▸ **AIM OF THE TASK**: Skip the pictures. Reproduce all other material exactly.

▸ **DATASET EXCERPT**:
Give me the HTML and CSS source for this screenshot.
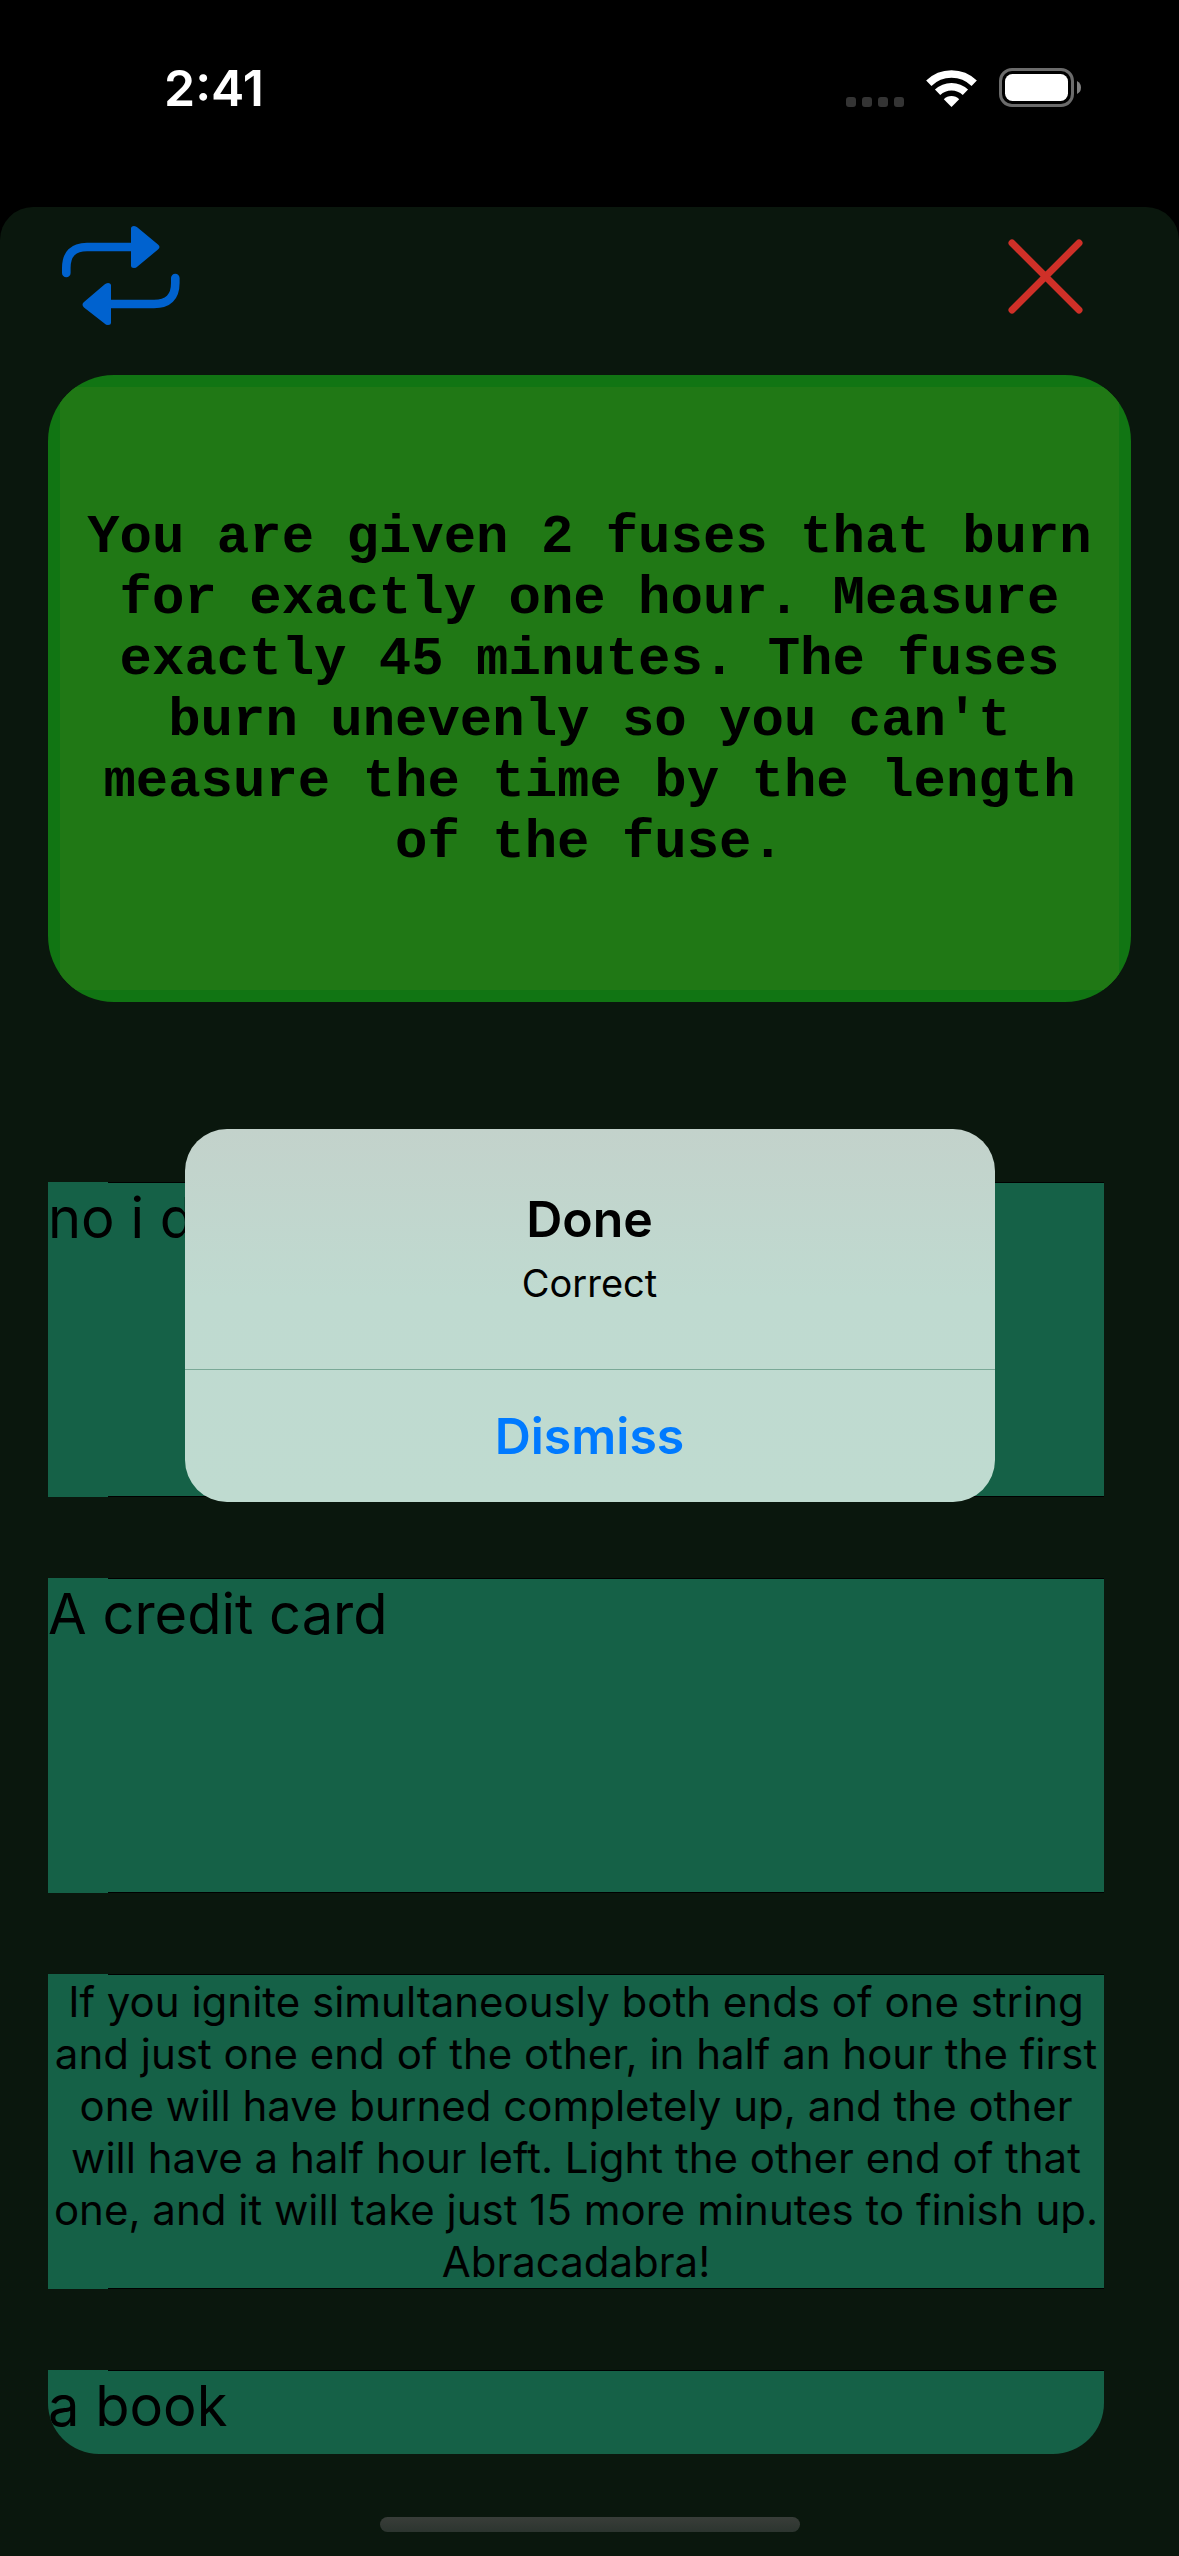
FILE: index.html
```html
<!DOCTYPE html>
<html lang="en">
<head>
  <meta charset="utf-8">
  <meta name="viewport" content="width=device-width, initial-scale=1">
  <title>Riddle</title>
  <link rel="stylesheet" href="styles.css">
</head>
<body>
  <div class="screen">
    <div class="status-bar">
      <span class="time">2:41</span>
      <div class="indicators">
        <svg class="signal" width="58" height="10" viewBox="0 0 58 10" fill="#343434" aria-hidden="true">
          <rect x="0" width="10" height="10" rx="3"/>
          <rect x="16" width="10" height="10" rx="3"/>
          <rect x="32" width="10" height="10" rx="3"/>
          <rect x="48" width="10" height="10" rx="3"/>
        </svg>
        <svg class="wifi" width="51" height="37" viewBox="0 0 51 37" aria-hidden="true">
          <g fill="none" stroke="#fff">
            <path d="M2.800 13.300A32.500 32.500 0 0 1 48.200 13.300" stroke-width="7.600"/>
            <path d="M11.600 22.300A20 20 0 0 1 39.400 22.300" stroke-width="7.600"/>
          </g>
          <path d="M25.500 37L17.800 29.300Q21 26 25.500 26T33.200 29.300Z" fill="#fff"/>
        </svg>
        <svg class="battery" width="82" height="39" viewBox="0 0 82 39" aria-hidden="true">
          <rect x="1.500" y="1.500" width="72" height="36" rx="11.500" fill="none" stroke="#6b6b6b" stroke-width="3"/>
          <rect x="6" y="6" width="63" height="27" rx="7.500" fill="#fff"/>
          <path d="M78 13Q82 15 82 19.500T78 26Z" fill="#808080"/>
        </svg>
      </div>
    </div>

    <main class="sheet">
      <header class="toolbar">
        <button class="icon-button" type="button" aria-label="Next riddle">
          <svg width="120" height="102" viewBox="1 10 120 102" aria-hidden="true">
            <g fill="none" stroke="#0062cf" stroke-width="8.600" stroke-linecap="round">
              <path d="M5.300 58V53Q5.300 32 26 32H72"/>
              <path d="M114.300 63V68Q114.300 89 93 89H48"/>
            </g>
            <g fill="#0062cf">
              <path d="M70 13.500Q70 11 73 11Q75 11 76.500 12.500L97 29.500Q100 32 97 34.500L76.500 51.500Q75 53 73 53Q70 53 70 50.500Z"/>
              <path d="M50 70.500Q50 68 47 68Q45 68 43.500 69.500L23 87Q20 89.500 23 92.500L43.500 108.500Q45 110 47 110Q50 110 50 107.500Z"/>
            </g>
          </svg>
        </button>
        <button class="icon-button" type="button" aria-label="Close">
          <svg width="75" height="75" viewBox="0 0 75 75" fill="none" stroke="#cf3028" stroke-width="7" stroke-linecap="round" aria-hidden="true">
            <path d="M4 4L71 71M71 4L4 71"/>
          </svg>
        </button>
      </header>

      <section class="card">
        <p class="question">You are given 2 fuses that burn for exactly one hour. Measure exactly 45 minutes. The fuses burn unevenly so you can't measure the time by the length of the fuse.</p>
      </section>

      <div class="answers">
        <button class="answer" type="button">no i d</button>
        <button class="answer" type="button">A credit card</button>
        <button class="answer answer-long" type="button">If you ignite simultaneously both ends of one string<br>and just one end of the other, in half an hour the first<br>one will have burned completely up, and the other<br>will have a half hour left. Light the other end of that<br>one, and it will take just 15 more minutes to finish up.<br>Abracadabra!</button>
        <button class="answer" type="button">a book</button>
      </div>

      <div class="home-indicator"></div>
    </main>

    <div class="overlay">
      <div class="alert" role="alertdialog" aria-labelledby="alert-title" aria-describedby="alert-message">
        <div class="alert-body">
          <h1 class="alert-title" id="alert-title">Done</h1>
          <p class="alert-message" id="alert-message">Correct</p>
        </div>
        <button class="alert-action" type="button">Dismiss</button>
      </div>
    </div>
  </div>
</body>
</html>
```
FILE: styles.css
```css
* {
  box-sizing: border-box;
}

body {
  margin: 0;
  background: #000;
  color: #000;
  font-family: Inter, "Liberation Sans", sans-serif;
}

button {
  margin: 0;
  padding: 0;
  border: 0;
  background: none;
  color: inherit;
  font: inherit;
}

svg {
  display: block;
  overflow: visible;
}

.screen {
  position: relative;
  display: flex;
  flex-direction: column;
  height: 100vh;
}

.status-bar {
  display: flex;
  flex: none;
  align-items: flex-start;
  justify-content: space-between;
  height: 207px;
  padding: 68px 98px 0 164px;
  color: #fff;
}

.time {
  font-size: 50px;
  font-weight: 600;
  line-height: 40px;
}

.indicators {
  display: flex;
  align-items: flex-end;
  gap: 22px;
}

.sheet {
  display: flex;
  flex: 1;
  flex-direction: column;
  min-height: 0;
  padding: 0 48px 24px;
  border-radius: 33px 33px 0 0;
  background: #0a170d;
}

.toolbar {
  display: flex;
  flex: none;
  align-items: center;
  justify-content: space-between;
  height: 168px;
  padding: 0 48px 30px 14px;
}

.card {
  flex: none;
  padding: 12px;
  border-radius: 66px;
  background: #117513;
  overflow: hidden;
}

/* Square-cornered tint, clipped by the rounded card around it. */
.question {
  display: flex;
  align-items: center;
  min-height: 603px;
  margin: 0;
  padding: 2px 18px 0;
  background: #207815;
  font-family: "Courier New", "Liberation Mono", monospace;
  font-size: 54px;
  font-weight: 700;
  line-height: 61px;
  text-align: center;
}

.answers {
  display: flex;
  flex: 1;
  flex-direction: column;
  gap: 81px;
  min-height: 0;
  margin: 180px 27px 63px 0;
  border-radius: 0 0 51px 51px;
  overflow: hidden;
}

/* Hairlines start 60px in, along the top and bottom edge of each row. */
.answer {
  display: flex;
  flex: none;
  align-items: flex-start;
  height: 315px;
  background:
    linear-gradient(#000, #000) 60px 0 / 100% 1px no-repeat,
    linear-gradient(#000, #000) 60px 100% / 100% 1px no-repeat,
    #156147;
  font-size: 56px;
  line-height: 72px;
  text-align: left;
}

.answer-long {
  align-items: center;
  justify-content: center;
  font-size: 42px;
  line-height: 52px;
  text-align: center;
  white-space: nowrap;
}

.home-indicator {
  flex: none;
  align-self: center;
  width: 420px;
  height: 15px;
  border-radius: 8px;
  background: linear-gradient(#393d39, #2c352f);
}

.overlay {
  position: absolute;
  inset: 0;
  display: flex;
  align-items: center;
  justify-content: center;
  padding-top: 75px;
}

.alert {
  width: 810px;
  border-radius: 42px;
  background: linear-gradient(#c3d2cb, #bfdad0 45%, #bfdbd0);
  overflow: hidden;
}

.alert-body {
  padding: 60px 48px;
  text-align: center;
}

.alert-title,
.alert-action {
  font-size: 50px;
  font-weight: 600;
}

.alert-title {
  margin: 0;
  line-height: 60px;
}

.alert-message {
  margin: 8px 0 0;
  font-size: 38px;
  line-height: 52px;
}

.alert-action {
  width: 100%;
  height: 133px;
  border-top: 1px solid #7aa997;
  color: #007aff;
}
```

▸ **EXPECTED ANSWER**:
Give me the HTML and CSS source for this screenshot.
FILE: index.html
```html
<!DOCTYPE html>
<html lang="en">
<head>
  <meta charset="utf-8">
  <meta name="viewport" content="width=device-width, initial-scale=1">
  <title>Riddle</title>
  <link rel="stylesheet" href="styles.css">
</head>
<body>
  <div class="screen">
    <div class="status-bar">
      <span class="time">2:41</span>
      <div class="indicators">
        <svg class="signal" width="58" height="10" viewBox="0 0 58 10" fill="#343434" aria-hidden="true">
          <rect x="0" width="10" height="10" rx="3"/>
          <rect x="16" width="10" height="10" rx="3"/>
          <rect x="32" width="10" height="10" rx="3"/>
          <rect x="48" width="10" height="10" rx="3"/>
        </svg>
        <svg class="wifi" width="51" height="37" viewBox="0 0 51 37" aria-hidden="true">
          <g fill="none" stroke="#fff">
            <path d="M2.800 13.300A32.500 32.500 0 0 1 48.200 13.300" stroke-width="7.600"/>
            <path d="M11.600 22.300A20 20 0 0 1 39.400 22.300" stroke-width="7.600"/>
          </g>
          <path d="M25.500 37L17.800 29.300Q21 26 25.500 26T33.200 29.300Z" fill="#fff"/>
        </svg>
        <svg class="battery" width="82" height="39" viewBox="0 0 82 39" aria-hidden="true">
          <rect x="1.500" y="1.500" width="72" height="36" rx="11.500" fill="none" stroke="#6b6b6b" stroke-width="3"/>
          <rect x="6" y="6" width="63" height="27" rx="7.500" fill="#fff"/>
          <path d="M78 13Q82 15 82 19.500T78 26Z" fill="#808080"/>
        </svg>
      </div>
    </div>

    <main class="sheet">
      <header class="toolbar">
        <button class="icon-button" type="button" aria-label="Next riddle">
          <svg width="120" height="102" viewBox="1 10 120 102" aria-hidden="true">
            <g fill="none" stroke="#0062cf" stroke-width="8.600" stroke-linecap="round">
              <path d="M5.300 58V53Q5.300 32 26 32H72"/>
              <path d="M114.300 63V68Q114.300 89 93 89H48"/>
            </g>
            <g fill="#0062cf">
              <path d="M70 13.500Q70 11 73 11Q75 11 76.500 12.500L97 29.500Q100 32 97 34.500L76.500 51.500Q75 53 73 53Q70 53 70 50.500Z"/>
              <path d="M50 70.500Q50 68 47 68Q45 68 43.500 69.500L23 87Q20 89.500 23 92.500L43.500 108.500Q45 110 47 110Q50 110 50 107.500Z"/>
            </g>
          </svg>
        </button>
        <button class="icon-button" type="button" aria-label="Close">
          <svg width="75" height="75" viewBox="0 0 75 75" fill="none" stroke="#cf3028" stroke-width="7" stroke-linecap="round" aria-hidden="true">
            <path d="M4 4L71 71M71 4L4 71"/>
          </svg>
        </button>
      </header>

      <section class="card">
        <p class="question">You are given 2 fuses that burn for exactly one hour. Measure exactly 45 minutes. The fuses burn unevenly so you can't measure the time by the length of the fuse.</p>
      </section>

      <div class="answers">
        <button class="answer" type="button">no i d</button>
        <button class="answer" type="button">A credit card</button>
        <button class="answer answer-long" type="button">If you ignite simultaneously both ends of one string<br>and just one end of the other, in half an hour the first<br>one will have burned completely up, and the other<br>will have a half hour left. Light the other end of that<br>one, and it will take just 15 more minutes to finish up.<br>Abracadabra!</button>
        <button class="answer" type="button">a book</button>
      </div>

      <div class="home-indicator"></div>
    </main>

    <div class="overlay">
      <div class="alert" role="alertdialog" aria-labelledby="alert-title" aria-describedby="alert-message">
        <div class="alert-body">
          <h1 class="alert-title" id="alert-title">Done</h1>
          <p class="alert-message" id="alert-message">Correct</p>
        </div>
        <button class="alert-action" type="button">Dismiss</button>
      </div>
    </div>
  </div>
</body>
</html>
```
FILE: styles.css
```css
* {
  box-sizing: border-box;
}

body {
  margin: 0;
  background: #000;
  color: #000;
  font-family: Inter, "Liberation Sans", sans-serif;
}

button {
  margin: 0;
  padding: 0;
  border: 0;
  background: none;
  color: inherit;
  font: inherit;
}

svg {
  display: block;
  overflow: visible;
}

.screen {
  position: relative;
  display: flex;
  flex-direction: column;
  height: 100vh;
}

.status-bar {
  display: flex;
  flex: none;
  align-items: flex-start;
  justify-content: space-between;
  height: 207px;
  padding: 68px 98px 0 164px;
  color: #fff;
}

.time {
  font-size: 50px;
  font-weight: 600;
  line-height: 40px;
}

.indicators {
  display: flex;
  align-items: flex-end;
  gap: 22px;
}

.sheet {
  display: flex;
  flex: 1;
  flex-direction: column;
  min-height: 0;
  padding: 0 48px 24px;
  border-radius: 33px 33px 0 0;
  background: #0a170d;
}

.toolbar {
  display: flex;
  flex: none;
  align-items: center;
  justify-content: space-between;
  height: 168px;
  padding: 0 48px 30px 14px;
}

.card {
  flex: none;
  padding: 12px;
  border-radius: 66px;
  background: #117513;
  overflow: hidden;
}

/* Square-cornered tint, clipped by the rounded card around it. */
.question {
  display: flex;
  align-items: center;
  min-height: 603px;
  margin: 0;
  padding: 2px 18px 0;
  background: #207815;
  font-family: "Courier New", "Liberation Mono", monospace;
  font-size: 54px;
  font-weight: 700;
  line-height: 61px;
  text-align: center;
}

.answers {
  display: flex;
  flex: 1;
  flex-direction: column;
  gap: 81px;
  min-height: 0;
  margin: 180px 27px 63px 0;
  border-radius: 0 0 51px 51px;
  overflow: hidden;
}

/* Hairlines start 60px in, along the top and bottom edge of each row. */
.answer {
  display: flex;
  flex: none;
  align-items: flex-start;
  height: 315px;
  background:
    linear-gradient(#000, #000) 60px 0 / 100% 1px no-repeat,
    linear-gradient(#000, #000) 60px 100% / 100% 1px no-repeat,
    #156147;
  font-size: 56px;
  line-height: 72px;
  text-align: left;
}

.answer-long {
  align-items: center;
  justify-content: center;
  font-size: 42px;
  line-height: 52px;
  text-align: center;
  white-space: nowrap;
}

.home-indicator {
  flex: none;
  align-self: center;
  width: 420px;
  height: 15px;
  border-radius: 8px;
  background: linear-gradient(#393d39, #2c352f);
}

.overlay {
  position: absolute;
  inset: 0;
  display: flex;
  align-items: center;
  justify-content: center;
  padding-top: 75px;
}

.alert {
  width: 810px;
  border-radius: 42px;
  background: linear-gradient(#c3d2cb, #bfdad0 45%, #bfdbd0);
  overflow: hidden;
}

.alert-body {
  padding: 60px 48px;
  text-align: center;
}

.alert-title,
.alert-action {
  font-size: 50px;
  font-weight: 600;
}

.alert-title {
  margin: 0;
  line-height: 60px;
}

.alert-message {
  margin: 8px 0 0;
  font-size: 38px;
  line-height: 52px;
}

.alert-action {
  width: 100%;
  height: 133px;
  border-top: 1px solid #7aa997;
  color: #007aff;
}
```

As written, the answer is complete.